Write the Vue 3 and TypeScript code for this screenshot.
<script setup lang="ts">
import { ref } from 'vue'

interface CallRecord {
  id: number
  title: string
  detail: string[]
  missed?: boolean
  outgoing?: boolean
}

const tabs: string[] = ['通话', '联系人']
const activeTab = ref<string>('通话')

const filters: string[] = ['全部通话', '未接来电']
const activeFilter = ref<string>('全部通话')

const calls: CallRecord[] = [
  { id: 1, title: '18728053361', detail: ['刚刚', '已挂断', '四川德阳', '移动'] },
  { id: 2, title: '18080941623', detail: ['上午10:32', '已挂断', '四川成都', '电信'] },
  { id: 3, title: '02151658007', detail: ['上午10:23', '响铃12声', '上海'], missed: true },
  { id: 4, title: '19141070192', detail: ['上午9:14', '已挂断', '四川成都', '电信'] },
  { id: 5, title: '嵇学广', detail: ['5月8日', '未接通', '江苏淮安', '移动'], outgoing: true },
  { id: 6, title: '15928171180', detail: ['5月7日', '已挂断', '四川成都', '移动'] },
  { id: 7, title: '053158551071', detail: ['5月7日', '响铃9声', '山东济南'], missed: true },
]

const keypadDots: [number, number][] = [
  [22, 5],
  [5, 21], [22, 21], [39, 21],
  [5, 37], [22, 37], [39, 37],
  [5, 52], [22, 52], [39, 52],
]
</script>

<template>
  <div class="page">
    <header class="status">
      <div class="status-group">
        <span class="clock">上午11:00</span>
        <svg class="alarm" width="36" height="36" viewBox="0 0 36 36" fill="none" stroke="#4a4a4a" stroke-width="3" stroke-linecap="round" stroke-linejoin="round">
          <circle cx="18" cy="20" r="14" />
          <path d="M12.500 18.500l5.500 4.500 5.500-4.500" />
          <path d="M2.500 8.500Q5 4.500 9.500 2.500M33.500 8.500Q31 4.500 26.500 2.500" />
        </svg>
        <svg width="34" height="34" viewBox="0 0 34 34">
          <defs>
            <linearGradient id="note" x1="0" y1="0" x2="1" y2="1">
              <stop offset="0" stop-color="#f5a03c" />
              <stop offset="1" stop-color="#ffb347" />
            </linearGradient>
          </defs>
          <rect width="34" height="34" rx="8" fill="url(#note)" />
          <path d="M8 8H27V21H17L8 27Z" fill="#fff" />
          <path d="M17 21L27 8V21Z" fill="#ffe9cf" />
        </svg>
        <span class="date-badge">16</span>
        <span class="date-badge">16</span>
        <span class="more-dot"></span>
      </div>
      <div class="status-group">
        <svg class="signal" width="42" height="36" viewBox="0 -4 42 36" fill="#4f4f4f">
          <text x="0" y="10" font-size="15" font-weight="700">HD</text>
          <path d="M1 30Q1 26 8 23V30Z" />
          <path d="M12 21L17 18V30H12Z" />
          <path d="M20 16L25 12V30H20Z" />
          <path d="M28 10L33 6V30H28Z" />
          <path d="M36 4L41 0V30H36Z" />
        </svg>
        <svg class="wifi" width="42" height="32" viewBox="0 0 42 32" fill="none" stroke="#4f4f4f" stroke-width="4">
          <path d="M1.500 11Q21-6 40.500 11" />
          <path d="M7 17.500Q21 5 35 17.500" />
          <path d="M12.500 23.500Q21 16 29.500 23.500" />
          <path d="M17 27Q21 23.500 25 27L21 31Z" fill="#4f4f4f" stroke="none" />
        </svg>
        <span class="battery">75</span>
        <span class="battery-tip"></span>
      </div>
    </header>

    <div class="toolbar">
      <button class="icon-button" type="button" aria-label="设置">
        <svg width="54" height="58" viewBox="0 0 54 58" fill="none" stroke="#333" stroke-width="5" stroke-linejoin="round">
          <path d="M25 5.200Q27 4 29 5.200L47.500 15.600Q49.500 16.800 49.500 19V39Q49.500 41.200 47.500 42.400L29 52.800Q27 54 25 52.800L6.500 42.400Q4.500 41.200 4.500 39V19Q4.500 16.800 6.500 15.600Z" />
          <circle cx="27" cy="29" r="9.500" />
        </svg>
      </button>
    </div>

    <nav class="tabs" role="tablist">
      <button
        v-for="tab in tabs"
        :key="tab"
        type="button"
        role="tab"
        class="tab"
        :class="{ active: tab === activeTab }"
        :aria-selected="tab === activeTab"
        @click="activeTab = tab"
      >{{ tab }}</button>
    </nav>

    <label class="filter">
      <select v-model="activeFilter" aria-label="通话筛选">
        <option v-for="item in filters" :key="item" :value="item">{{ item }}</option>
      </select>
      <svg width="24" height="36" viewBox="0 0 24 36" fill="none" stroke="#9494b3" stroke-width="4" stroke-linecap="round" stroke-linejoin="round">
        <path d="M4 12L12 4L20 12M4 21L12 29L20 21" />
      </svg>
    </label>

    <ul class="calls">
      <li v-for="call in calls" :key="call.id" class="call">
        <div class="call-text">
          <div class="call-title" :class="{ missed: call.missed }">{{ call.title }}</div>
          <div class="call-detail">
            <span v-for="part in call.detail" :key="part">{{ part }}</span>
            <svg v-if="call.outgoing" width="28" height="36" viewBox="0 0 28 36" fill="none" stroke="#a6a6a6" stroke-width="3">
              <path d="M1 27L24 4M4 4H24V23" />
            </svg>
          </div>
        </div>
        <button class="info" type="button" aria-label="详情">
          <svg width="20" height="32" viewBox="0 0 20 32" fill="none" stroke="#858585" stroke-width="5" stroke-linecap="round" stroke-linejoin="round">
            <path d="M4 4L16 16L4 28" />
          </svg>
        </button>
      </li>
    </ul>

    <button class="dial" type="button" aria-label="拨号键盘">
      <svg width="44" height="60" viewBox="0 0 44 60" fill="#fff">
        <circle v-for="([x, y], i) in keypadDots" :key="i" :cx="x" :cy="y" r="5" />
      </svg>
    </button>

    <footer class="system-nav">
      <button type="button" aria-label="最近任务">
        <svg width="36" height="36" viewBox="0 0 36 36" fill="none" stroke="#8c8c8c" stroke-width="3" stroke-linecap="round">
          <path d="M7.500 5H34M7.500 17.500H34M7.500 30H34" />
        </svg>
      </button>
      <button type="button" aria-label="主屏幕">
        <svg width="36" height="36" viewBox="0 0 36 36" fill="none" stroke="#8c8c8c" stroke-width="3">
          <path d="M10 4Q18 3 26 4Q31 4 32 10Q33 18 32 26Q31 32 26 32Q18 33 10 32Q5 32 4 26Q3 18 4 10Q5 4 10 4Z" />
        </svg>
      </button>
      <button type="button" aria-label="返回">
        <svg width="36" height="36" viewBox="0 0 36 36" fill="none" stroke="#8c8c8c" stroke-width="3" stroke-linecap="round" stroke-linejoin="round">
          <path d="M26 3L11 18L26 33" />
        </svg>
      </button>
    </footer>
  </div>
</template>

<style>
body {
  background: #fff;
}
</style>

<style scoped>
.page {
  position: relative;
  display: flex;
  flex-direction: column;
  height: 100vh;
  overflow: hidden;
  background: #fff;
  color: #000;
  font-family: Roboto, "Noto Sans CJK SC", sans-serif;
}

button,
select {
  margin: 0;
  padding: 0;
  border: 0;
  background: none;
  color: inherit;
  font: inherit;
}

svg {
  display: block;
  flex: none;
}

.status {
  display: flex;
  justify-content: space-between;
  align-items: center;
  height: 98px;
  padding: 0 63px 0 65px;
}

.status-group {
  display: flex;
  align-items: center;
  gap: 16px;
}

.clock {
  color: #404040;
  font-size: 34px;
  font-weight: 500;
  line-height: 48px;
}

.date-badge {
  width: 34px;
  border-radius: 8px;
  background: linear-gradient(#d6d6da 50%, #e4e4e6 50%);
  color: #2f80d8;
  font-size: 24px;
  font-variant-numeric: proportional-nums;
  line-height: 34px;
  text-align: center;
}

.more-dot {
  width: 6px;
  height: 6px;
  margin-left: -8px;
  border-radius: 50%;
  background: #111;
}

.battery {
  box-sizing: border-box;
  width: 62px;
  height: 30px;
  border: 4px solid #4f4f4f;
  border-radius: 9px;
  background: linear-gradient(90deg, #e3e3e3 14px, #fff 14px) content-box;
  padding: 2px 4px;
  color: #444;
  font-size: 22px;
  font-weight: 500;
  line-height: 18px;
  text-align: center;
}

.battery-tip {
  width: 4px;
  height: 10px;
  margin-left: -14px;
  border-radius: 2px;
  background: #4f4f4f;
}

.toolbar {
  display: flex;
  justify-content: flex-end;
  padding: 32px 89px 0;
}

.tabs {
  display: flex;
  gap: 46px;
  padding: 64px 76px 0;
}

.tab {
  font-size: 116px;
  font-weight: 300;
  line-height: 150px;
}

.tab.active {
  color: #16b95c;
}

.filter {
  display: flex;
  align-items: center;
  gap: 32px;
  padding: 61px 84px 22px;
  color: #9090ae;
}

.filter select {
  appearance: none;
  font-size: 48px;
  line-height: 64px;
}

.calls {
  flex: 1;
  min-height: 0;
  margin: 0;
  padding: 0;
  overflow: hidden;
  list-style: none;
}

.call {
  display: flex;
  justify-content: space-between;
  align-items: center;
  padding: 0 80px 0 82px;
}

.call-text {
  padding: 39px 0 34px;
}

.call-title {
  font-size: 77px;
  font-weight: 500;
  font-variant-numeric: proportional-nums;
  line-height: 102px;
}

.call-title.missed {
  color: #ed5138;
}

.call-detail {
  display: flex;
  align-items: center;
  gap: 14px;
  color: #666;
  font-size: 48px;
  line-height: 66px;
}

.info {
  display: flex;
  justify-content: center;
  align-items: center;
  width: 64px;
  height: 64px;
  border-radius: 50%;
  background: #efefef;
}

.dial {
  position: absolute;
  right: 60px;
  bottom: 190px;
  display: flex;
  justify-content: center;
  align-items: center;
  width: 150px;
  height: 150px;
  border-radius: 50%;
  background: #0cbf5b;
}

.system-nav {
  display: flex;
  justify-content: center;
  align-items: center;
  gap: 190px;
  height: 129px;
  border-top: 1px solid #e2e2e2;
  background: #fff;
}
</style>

◆ ◆ ◆

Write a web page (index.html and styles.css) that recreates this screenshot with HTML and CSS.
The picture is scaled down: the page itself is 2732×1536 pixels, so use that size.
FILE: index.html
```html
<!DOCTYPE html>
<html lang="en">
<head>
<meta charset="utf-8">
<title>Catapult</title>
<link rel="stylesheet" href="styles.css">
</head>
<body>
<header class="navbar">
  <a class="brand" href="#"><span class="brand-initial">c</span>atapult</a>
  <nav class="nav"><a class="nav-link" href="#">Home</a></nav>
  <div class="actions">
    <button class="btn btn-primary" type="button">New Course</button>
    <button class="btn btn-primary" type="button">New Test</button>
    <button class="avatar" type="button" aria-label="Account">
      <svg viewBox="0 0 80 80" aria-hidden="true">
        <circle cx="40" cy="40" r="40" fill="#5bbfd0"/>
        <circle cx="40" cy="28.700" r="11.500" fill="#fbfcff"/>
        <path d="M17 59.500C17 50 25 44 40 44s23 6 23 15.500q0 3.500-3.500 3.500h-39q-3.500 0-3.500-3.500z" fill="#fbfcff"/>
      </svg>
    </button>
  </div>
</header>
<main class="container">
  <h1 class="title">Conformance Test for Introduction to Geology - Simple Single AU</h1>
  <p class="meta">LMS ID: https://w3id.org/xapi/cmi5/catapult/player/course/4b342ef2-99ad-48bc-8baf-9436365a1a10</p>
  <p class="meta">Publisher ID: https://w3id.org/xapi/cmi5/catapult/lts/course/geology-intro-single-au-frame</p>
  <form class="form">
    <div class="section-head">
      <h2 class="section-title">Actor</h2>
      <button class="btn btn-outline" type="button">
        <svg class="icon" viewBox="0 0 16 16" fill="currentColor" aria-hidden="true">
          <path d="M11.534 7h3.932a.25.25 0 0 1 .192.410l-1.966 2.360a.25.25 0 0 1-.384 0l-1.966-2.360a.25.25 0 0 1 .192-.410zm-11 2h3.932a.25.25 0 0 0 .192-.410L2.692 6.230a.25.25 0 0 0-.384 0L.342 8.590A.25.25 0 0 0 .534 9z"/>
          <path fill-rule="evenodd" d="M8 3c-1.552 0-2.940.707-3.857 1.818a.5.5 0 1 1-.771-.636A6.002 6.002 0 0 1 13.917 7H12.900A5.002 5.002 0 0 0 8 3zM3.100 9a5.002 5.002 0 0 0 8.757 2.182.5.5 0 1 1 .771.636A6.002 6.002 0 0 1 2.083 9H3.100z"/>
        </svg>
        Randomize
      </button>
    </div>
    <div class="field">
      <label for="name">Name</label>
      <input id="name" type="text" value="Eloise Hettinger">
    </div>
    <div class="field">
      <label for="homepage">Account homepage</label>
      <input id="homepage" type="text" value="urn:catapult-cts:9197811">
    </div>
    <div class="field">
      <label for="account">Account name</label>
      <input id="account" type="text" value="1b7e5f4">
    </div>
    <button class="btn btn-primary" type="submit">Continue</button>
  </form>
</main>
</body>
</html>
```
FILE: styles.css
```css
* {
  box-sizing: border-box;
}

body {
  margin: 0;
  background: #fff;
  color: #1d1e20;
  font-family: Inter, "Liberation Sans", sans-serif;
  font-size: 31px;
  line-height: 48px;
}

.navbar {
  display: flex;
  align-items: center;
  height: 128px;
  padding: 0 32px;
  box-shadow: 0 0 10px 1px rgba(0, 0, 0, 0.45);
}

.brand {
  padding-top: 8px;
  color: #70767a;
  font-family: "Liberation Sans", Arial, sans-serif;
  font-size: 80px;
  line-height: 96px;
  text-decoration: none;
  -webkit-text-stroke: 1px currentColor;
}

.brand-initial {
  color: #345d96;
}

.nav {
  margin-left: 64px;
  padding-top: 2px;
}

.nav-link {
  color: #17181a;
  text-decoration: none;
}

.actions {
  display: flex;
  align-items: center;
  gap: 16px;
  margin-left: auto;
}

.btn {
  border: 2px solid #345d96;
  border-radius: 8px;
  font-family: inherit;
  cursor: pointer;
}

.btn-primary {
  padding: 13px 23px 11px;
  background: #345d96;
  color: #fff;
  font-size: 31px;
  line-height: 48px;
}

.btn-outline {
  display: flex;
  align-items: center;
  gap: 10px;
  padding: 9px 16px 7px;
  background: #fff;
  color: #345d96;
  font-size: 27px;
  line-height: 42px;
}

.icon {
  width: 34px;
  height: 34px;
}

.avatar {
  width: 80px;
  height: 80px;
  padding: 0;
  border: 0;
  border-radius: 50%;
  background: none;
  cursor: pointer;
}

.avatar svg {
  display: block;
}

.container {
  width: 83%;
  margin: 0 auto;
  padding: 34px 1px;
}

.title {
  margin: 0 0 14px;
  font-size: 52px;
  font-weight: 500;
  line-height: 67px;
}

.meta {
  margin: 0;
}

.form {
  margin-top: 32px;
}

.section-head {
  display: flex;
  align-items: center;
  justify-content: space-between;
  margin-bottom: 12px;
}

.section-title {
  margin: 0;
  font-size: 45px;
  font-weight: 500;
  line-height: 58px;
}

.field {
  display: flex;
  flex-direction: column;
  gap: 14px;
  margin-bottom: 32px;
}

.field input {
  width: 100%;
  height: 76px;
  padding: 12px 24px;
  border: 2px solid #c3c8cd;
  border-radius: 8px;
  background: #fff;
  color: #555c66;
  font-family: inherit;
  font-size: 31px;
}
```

◆ ◆ ◆

** WHAT TO DO **
Repeat word for word the lines from the line with "Write the Vue" to the line with "const activeFilter = ref<string>('全部通话')", both lines included.

** TASK RESPONSE **
Write the Vue 3 and TypeScript code for this screenshot.
<script setup lang="ts">
import { ref } from 'vue'

interface CallRecord {
  id: number
  title: string
  detail: string[]
  missed?: boolean
  outgoing?: boolean
}

const tabs: string[] = ['通话', '联系人']
const activeTab = ref<string>('通话')

const filters: string[] = ['全部通话', '未接来电']
const activeFilter = ref<string>('全部通话')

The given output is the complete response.